Tree Models for Interpretable Agents
Published:
Recommended citation: Bewley, Tom. "Tree Models for Interpretable Agents." PhD Thesis, University of Bristol, 2024. [PDF]
As progress in AI impacts all sectors of society, the world is destined to see increasingly complex and numerous autonomous decision-making agents, which act upon their environments and learn over time. These agents have many practical applications, but also pose risks that demand ongoing human oversight. The field of AI interpretability builds tools that help human stakeholders understand the structure and origins of agent behaviour. This aids various downstream tasks, including verifying whether that behaviour is safe and reliable. In this thesis, we take several new perspectives on the interpretability problem, developing models that give insight into how agents respond to the state of their environments and vice versa, how they learn and change over time, and how this process is guided by the objectives supplied by humans themselves. While shifting between these perspectives, we maintain a coherence of approach by basing all of our methods on a theory of abstraction with rule-based models called trees.
We begin this thesis by formalising the tree abstraction framework and investigating its foundations.

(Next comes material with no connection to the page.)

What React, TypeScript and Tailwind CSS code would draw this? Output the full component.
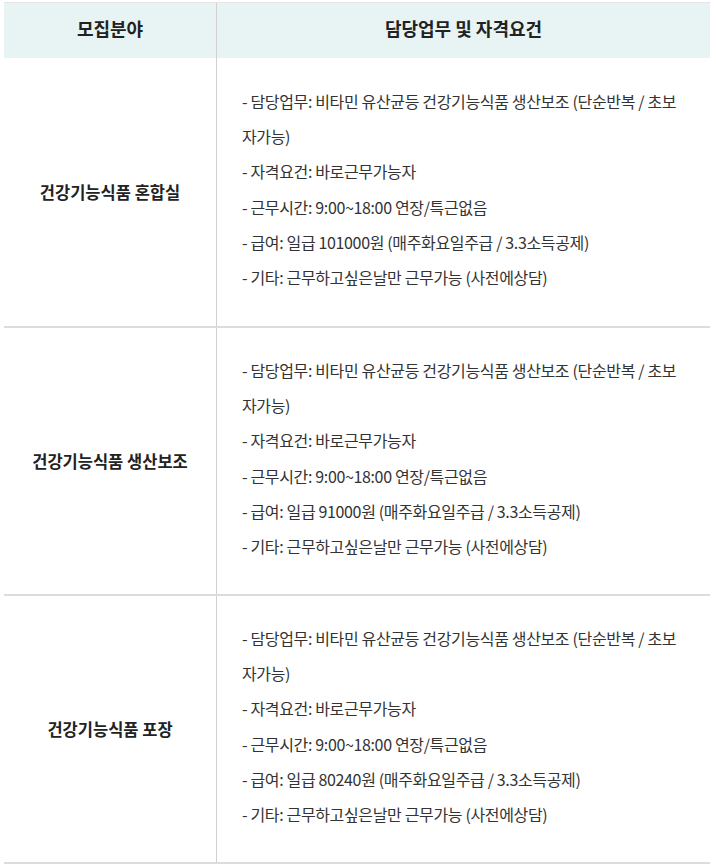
import React from "react";

const rows = [
  { title: "건강기능식품 혼합실", pay: "101000" },
  { title: "건강기능식품 생산보조", pay: "91000" },
  { title: "건강기능식품 포장", pay: "80240" },
];

export default function App() {
  return (
    <div
      className="w-[716px] h-[864px] bg-white pt-[2px] pl-[4px] pr-[6px] text-[#333]"
      style={{ fontFamily: '"Noto Sans CJK KR", "Noto Sans", sans-serif' }}
    >
      <div className="border-t border-[#e5e5e5] border-b-2 border-b-[#dcdcdc]">
        <div className="grid grid-cols-[212px_1fr] h-[55px] bg-[#e8f4f4]">
          <div className="flex items-center justify-center pb-[5px] text-[18px] font-bold text-[#222]">
            모집분야
          </div>
          <div className="flex items-center justify-center pb-[5px] text-[18px] font-bold text-[#222] border-l border-[#d0d0d0]">
            담당업무 및 자격요건
          </div>
        </div>
        {rows.map((r, i) => (
          <div
            key={i}
            className={
              "grid grid-cols-[212px_1fr] h-[268px]" +
              (i > 0 ? " border-t-2 border-[#dcdcdc]" : "")
            }
          >
            <div className="flex items-center justify-center text-[16.5px] font-bold text-[#222]">
              {r.title}
            </div>
            <div className="border-l border-[#d0d0d0] pl-[25px] pr-[10px] pb-[5px] flex flex-col justify-center text-[16px] leading-[35.2px] tracking-[-0.35px] whitespace-nowrap">
              <div>- 담당업무: 비타민 유산균등 건강기능식품 생산보조 (단순반복 / 초보</div>
              <div>자가능)</div>
              <div>- 자격요건: 바로근무가능자</div>
              <div>- 근무시간: 9:00~18:00 연장/특근없음</div>
              <div>- 급여: 일급 {r.pay}원 (매주화요일주급 / 3.3소득공제)</div>
              <div>- 기타: 근무하고싶은날만 근무가능 (사전에상담)</div>
            </div>
          </div>
        ))}
      </div>
    </div>
  );
}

We then instantiate concrete examples of tree models for representing the behaviour of an agent not just in terms of its state-to-action policy, but also via its value function and state dynamics. We exploit the rule-based tree structures to generate textual explanations of agent actions over time and propose novel visualisations of behavioural trends across the environment state space. From this point, we further develop the concept of trees as dynamics models, using a contrastive objective uncover the changes that occur during agent learning. We visualise these models with graphs and heatmaps, and show how prototype trajectories can be identified to summarise an agent’s behaviour at each stage of learning.
In the second half of the thesis, we shift perspective to use trees as reward functions for training agents themselves, which provides an interpretable grounding for learnt behaviour. Furthermore, we show how reward trees can be learnt from human feedback, thereby drawing a connection between interpretability and the literature on human-agent alignment. We establish the efficacy of reward tree learning via experiments with synthetic and real human feedback on four benchmark tasks, then explore its interpretability benefits, showing how it enables detailed monitoring of an agent’s learning progress. After further refining the reward tree learning method, we evaluate it in the industrially-motivated use case of aircraft handling and develop a new interpretability technique that is synergistic with model-based agent architectures.
By blending quantitative and qualitative evaluations across a range of environments, we aim to show how our methods are broadly applicable and provide complementary insights that could be combined in a unified interpretability toolkit. We view both our individual tree models, and our diverse but cohesive research strategy, as meaningful contributions to the interpretability community. However, much work remains to be done, including completing thorough user evaluations in real-world domains, developing more scalable and optimal tree learning algorithms, and extending our methods to systems of multiple interacting agents.